Arts & Entertainment, Last Word

Family Stories

Family Stories

Miriam R. Kramer

 

“All happy families are alike; each unhappy family is unhappy in its own way.” Leo Tolstoy’s famous introduction to Anna Karenina is equally applicable to two recent novels: Pachinko by Min Jin Lee, and The Immortalists by Chloe Benjamin. Both feature their own brands of magic, joy, and personal tragedies, and both are compelling family sagas.

Pachinko depicts four generations of a Korean family in exile, struggling to succeed as immigrants in Japan during the twentieth century. In the 1930s, Sunja Baek, the beloved daughter of an impoverished fisherman in Korea, falls for an enigmatic Korean businessman married to a wealthy woman in Osaka, Japan.

When she discovers that she is pregnant, she refuses his offer to become his mistress in Korea, marrying a kind Protestant minister who knows of her status while promising to take the child on as his own regardless. Her sickly, gentle husband takes her to live with his businessman brother and sister-in-law in Osaka, where he will become a leader in the small Christian community there.

As Sunja acclimates to the dilapidated Korean ghetto in Osaka, she finds a way to scratch out a living with her new brother-in-law and sister-in-law, who have carved out their own place with a small house. When her husband takes on a low-paying job as a pastor, she must find a way to make ends meet by selling food in the marketplace, having two children in the process and building a family in a new world.

As World War II approaches, Sunja’s family suffer increased indignities as food supplies grown short and Koreans suffer the most from shortages in Japan. Living the life of a despised immigrant, her strength carries her family through the difficulties inherent in their circumstances.

Pachinko becomes a story of the lives of Sunja and her descendants’ lives until 1989. Disreputable pachinko parlors become one way for them to make a living and flourish in their own way, despite engrained Japanese prejudice towards even Koreans born in Japan. There is no turning back, as a decimated and impoverished Korea in political turmoil no longer has a place for them.

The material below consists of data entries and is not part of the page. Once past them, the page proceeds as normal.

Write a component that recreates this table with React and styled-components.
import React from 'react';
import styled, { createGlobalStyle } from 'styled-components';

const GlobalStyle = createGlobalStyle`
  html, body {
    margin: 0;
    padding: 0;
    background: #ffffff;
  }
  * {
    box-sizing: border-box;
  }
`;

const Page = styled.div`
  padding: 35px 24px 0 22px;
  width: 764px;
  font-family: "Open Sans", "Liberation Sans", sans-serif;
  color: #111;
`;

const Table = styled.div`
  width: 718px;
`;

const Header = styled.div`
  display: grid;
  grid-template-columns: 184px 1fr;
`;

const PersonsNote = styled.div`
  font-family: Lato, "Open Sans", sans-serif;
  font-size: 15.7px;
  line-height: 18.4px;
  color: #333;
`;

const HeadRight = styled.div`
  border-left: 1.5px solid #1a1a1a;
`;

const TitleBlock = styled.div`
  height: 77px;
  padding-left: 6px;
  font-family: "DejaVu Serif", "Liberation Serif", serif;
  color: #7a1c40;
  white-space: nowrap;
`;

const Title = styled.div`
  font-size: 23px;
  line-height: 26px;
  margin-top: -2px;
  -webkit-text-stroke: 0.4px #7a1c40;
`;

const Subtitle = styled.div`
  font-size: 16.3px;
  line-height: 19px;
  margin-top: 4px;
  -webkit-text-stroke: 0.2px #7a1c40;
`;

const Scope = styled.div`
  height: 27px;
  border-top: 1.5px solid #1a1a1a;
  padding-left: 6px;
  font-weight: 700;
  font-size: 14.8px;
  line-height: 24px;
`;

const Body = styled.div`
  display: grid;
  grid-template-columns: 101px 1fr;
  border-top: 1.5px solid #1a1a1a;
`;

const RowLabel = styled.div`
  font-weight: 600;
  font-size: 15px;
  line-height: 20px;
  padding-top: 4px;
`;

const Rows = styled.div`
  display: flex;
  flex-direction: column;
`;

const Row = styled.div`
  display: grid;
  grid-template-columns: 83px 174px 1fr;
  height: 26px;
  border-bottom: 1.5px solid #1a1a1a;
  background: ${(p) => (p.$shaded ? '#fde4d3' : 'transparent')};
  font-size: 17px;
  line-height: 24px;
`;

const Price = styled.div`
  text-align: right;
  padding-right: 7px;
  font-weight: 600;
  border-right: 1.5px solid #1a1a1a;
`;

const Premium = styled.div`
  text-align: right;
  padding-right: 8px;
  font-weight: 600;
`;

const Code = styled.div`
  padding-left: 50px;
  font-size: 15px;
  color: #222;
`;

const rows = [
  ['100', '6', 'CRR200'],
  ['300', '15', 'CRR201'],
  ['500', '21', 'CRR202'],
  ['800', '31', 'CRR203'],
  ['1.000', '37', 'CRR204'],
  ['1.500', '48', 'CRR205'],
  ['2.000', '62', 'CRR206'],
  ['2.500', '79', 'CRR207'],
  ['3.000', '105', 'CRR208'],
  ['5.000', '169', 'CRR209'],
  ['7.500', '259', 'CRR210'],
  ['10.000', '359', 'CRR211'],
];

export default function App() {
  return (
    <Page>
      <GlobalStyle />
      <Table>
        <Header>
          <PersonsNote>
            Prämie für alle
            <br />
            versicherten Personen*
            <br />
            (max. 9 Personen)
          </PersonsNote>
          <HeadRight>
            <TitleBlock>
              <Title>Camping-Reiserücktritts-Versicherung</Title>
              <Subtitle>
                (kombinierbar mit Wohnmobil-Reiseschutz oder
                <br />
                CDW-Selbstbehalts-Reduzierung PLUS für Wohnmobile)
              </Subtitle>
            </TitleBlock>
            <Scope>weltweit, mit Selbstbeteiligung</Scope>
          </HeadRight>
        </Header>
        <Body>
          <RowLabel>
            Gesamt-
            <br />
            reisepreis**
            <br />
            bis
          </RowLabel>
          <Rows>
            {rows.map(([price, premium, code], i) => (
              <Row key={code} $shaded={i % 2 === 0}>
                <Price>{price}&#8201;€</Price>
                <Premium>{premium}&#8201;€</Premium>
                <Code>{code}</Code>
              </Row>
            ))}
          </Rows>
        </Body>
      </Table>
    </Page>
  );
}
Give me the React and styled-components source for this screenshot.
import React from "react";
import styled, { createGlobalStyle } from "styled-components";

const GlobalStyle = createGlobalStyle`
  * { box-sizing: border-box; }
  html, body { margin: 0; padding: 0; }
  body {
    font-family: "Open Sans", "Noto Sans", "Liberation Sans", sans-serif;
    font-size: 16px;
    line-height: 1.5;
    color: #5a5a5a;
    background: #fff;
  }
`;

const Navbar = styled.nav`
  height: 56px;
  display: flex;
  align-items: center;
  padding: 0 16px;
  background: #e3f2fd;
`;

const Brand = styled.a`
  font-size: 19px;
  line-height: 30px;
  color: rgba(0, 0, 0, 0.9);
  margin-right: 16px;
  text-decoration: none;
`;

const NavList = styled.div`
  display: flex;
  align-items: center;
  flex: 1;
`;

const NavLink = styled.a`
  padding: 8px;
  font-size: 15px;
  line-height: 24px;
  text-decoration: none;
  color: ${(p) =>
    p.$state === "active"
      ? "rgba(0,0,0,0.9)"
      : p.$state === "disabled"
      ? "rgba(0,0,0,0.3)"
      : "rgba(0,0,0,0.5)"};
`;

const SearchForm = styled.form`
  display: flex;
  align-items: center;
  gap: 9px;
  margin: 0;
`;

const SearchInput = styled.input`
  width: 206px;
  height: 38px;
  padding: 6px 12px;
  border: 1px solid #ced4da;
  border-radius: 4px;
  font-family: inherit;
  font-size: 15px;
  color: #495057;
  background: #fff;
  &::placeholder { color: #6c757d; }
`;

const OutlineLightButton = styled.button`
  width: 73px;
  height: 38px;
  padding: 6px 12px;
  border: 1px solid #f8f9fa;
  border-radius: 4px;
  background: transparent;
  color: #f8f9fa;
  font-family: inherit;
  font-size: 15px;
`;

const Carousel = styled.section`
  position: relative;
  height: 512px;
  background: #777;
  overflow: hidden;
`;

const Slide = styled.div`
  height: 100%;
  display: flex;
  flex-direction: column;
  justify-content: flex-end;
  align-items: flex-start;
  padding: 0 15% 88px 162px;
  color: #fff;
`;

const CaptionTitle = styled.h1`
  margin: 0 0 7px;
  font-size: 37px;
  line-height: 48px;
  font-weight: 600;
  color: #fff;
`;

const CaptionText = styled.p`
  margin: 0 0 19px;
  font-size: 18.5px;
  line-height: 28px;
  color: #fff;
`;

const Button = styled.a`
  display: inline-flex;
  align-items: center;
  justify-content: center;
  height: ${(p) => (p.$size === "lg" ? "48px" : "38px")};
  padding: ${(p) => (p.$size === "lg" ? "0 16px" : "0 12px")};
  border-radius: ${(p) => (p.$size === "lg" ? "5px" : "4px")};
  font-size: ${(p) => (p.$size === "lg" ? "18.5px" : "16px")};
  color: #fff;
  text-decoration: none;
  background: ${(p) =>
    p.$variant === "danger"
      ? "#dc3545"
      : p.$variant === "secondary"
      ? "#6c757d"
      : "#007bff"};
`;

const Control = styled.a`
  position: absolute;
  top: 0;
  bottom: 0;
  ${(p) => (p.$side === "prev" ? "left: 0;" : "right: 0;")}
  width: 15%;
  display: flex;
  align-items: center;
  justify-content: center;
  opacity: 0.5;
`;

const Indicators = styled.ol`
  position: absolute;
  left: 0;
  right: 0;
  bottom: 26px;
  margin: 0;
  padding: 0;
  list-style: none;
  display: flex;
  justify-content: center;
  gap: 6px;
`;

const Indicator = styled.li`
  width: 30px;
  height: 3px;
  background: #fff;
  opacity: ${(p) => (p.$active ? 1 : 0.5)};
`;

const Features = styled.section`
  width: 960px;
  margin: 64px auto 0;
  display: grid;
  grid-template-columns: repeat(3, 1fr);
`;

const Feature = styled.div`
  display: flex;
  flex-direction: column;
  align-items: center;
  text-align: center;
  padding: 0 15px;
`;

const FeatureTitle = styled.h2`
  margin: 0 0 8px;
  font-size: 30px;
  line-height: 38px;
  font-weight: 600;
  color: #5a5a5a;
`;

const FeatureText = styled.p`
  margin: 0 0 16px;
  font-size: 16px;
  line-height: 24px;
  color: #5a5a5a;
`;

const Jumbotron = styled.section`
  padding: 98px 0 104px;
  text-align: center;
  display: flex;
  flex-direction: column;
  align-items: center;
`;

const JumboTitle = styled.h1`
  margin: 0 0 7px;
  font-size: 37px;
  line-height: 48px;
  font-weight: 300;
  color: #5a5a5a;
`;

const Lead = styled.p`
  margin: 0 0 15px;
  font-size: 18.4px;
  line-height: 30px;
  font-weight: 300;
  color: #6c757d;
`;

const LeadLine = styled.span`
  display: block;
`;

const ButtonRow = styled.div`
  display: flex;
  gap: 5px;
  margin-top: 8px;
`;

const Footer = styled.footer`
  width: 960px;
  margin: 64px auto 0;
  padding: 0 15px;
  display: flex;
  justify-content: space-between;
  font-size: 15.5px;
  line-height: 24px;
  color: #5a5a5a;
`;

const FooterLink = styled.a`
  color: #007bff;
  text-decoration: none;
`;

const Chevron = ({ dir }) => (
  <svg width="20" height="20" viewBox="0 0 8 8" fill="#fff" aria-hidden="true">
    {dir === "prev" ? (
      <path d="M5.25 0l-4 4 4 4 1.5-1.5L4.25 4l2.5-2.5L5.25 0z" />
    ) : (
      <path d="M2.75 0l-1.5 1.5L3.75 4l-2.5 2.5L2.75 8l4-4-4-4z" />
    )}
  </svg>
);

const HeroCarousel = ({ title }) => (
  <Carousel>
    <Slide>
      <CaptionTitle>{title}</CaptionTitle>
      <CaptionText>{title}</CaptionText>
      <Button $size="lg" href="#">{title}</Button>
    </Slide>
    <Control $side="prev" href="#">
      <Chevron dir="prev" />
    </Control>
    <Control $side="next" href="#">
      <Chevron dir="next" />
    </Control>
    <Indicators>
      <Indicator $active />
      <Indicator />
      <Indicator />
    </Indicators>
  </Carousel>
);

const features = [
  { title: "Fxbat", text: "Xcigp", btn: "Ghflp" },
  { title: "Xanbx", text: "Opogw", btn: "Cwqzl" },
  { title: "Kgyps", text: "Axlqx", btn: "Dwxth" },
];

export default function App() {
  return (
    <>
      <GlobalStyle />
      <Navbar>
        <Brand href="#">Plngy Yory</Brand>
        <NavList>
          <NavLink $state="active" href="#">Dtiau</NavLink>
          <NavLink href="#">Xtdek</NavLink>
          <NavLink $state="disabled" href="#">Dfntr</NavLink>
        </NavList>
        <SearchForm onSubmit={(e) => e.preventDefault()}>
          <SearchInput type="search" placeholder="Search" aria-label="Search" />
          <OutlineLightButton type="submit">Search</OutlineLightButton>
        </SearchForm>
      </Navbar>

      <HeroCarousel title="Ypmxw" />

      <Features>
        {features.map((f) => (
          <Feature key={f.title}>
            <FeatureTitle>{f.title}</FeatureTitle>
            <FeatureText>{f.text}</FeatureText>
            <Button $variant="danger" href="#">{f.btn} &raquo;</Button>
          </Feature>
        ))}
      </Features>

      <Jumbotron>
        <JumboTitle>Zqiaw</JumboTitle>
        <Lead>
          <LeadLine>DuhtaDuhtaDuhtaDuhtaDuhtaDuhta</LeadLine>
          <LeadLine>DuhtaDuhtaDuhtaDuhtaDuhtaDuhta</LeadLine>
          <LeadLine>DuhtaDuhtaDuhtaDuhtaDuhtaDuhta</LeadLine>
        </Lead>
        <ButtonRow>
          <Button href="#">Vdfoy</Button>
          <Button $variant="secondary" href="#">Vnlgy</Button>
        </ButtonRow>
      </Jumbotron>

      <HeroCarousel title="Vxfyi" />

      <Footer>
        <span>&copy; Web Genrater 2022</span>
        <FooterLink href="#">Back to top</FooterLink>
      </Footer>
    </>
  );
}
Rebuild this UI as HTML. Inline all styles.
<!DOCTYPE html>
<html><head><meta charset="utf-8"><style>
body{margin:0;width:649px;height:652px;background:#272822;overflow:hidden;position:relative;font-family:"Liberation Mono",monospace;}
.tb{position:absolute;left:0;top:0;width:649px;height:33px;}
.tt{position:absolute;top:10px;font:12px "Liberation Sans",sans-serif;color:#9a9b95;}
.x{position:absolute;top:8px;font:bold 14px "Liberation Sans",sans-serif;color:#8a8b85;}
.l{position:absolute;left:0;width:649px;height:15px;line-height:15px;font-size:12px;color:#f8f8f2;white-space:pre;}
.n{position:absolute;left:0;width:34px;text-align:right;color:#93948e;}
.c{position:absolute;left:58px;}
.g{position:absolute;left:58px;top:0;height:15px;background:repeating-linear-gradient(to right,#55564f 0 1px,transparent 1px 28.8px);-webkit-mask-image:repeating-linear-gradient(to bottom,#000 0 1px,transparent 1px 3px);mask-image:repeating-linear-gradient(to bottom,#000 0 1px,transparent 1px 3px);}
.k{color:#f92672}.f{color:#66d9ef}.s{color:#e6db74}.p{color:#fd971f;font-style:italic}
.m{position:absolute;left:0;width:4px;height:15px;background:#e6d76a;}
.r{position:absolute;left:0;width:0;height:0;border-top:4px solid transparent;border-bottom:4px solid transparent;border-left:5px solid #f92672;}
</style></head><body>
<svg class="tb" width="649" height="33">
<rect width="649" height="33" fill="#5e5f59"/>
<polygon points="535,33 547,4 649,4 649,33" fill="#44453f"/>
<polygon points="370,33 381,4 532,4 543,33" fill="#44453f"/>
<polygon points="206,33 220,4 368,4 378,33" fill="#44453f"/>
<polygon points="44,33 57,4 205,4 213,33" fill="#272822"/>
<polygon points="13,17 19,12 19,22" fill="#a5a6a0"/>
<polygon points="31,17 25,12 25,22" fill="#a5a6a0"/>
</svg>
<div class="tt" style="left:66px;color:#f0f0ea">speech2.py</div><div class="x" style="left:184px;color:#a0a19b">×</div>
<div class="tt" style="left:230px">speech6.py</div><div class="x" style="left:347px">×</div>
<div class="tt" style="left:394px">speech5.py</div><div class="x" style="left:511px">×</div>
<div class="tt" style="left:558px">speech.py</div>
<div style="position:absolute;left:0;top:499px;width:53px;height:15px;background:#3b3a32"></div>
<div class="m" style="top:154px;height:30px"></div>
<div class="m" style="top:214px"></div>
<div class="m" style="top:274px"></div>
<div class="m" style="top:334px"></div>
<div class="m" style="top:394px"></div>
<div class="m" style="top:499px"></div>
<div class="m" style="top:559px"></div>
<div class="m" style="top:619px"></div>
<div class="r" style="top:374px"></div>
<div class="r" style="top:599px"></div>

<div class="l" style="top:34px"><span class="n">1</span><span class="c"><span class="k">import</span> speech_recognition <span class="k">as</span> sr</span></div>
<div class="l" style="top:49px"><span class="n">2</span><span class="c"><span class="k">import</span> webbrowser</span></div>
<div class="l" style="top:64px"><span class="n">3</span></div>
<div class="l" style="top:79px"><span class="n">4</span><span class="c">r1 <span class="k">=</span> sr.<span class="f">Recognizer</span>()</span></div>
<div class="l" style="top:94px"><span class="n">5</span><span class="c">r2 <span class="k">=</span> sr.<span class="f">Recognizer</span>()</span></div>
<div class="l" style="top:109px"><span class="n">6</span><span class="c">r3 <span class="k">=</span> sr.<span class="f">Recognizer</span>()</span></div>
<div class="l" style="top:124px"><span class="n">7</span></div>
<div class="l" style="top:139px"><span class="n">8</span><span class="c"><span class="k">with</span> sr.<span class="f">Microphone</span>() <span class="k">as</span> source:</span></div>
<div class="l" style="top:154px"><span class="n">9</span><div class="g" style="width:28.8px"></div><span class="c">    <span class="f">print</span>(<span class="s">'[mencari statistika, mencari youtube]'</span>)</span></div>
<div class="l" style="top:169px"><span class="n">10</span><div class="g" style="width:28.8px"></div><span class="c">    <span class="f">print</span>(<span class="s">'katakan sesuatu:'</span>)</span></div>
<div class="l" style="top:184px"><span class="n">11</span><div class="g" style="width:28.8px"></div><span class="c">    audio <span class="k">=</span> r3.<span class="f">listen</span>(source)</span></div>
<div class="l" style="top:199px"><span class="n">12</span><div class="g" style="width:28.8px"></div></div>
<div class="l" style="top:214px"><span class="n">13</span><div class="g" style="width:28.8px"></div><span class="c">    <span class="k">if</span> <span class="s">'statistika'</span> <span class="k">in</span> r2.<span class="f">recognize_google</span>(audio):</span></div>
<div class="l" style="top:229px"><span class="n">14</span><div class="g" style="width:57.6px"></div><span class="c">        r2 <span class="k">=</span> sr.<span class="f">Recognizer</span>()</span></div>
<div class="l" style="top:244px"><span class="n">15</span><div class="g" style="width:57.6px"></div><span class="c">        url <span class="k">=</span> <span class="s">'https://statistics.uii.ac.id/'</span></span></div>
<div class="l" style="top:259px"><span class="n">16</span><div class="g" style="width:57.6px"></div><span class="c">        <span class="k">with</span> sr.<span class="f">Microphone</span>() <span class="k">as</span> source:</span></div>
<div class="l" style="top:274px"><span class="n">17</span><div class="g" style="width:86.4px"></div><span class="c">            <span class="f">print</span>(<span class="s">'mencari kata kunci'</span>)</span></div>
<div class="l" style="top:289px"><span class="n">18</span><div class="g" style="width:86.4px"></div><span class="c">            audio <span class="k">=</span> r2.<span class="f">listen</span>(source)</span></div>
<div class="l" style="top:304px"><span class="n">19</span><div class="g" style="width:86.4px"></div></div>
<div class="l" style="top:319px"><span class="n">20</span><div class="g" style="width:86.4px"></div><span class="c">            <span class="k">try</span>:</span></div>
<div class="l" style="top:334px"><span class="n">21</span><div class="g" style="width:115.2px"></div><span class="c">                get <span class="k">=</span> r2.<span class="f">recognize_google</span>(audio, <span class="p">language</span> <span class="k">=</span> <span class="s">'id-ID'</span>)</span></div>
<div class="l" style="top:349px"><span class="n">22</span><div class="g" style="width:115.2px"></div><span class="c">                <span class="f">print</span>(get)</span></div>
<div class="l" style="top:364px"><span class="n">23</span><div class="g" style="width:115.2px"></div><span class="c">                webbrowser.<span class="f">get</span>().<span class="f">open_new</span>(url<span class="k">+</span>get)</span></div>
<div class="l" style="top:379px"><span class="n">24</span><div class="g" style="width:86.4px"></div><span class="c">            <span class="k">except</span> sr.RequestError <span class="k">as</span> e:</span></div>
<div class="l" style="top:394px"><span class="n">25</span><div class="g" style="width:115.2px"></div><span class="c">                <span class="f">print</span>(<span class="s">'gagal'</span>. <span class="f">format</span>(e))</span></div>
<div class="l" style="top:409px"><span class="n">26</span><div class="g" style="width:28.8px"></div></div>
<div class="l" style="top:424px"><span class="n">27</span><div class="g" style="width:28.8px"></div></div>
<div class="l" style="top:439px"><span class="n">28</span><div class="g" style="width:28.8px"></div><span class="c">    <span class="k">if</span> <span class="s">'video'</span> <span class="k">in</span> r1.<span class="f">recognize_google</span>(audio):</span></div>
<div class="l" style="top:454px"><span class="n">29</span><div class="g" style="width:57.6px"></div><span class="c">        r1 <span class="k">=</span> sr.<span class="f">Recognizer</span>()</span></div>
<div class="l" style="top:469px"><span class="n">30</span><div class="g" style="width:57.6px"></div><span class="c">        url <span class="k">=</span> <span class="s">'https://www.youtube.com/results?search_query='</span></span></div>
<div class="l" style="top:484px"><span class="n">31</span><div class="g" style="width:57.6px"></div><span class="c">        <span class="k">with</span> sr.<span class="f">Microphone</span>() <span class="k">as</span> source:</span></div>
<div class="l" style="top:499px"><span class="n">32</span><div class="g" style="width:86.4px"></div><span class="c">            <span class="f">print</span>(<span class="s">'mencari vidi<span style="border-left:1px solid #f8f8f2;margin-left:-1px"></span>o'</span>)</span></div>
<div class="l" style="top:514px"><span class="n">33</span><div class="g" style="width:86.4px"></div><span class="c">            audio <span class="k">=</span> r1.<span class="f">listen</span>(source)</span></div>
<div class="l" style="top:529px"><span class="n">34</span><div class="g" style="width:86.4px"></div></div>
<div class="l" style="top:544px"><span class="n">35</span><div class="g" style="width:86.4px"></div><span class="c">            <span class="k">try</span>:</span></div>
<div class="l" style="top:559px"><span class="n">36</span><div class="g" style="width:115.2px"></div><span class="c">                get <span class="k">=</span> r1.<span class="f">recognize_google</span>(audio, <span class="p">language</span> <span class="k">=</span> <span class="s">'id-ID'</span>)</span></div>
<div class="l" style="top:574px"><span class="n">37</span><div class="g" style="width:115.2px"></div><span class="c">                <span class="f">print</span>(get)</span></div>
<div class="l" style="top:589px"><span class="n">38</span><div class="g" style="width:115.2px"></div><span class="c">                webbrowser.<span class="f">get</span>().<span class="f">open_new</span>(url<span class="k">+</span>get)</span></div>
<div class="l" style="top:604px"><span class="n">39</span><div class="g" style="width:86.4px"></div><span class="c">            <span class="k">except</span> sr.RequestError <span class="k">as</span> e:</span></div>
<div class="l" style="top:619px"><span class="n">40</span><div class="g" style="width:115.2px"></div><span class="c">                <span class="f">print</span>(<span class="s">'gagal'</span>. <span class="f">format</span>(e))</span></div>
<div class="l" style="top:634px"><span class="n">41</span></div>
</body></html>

Min Jin Lee has written a gorgeous family saga that carries one on a swift current, rejoicing in their hard-won successes while absorbing their indignities and tragedies through World War II and onwards. This complex epic of survival and triumph reveals Sunja’s family members trying to create their own sense of home within Japan.

In The Immortalists, Chloe Benjamin paints a portrait of the Golds, a Jewish family growing up on the Lower East Side, depicting their lives together and apart as adulthood and the knowledge of their own deaths splits them and sends them spinning off into their destinies.

In 1969, Varya, 13; Daniel, 11; Klara, 9; and Simon, 7; set out to find a peripatetic fortune teller who can only be found by hearsay. Her charm is her exciting reputation for being able to tell the exact day and year of someone’s demise. When they finally find her, she shakes their complacency, even as they dismiss her claims. Her predictions cause them to solidify their plans for the future and scatter in different directions.

As a newly minted adult, Simon has no interest in taking over his father’s dressmaking business or living in New York as his mother’s mainstay. His professed death date causes him to take a chance and head west to San Francisco with his sister Klara, who has graduated high school wanting to become a professional magician. In San Francisco Simon fulfills himself as a professionally trained dancer who also works in a club, while Klara pursues her goal.

In the meantime, Daniel becomes a doctor inspecting soldiers for their fitness to go overseas and Varya, overly responsible and rigid, becomes a scientist studying longevity and how to apply the lessons she’s learned. As they all approach their supposed ends, they must decide how and if they will live fruitfully.

As a result, the siblings’ journeys ultimately become passages to decide how they want to live and become their chosen selves without procrastination. Chloe Benjamin’s moving story of brothers and sisters becomes its own shadowed fairy-tale.

Although unlike Pachinko, The Immortalists is also a story of heartbreak and triumph over the decades. The thread of magic weaving through the story enchants the reader into following the paths of the Gold siblings, rooting for their successes and hoping that their journeys to take control of their destinies will help them best use the time and knowledge they have been given.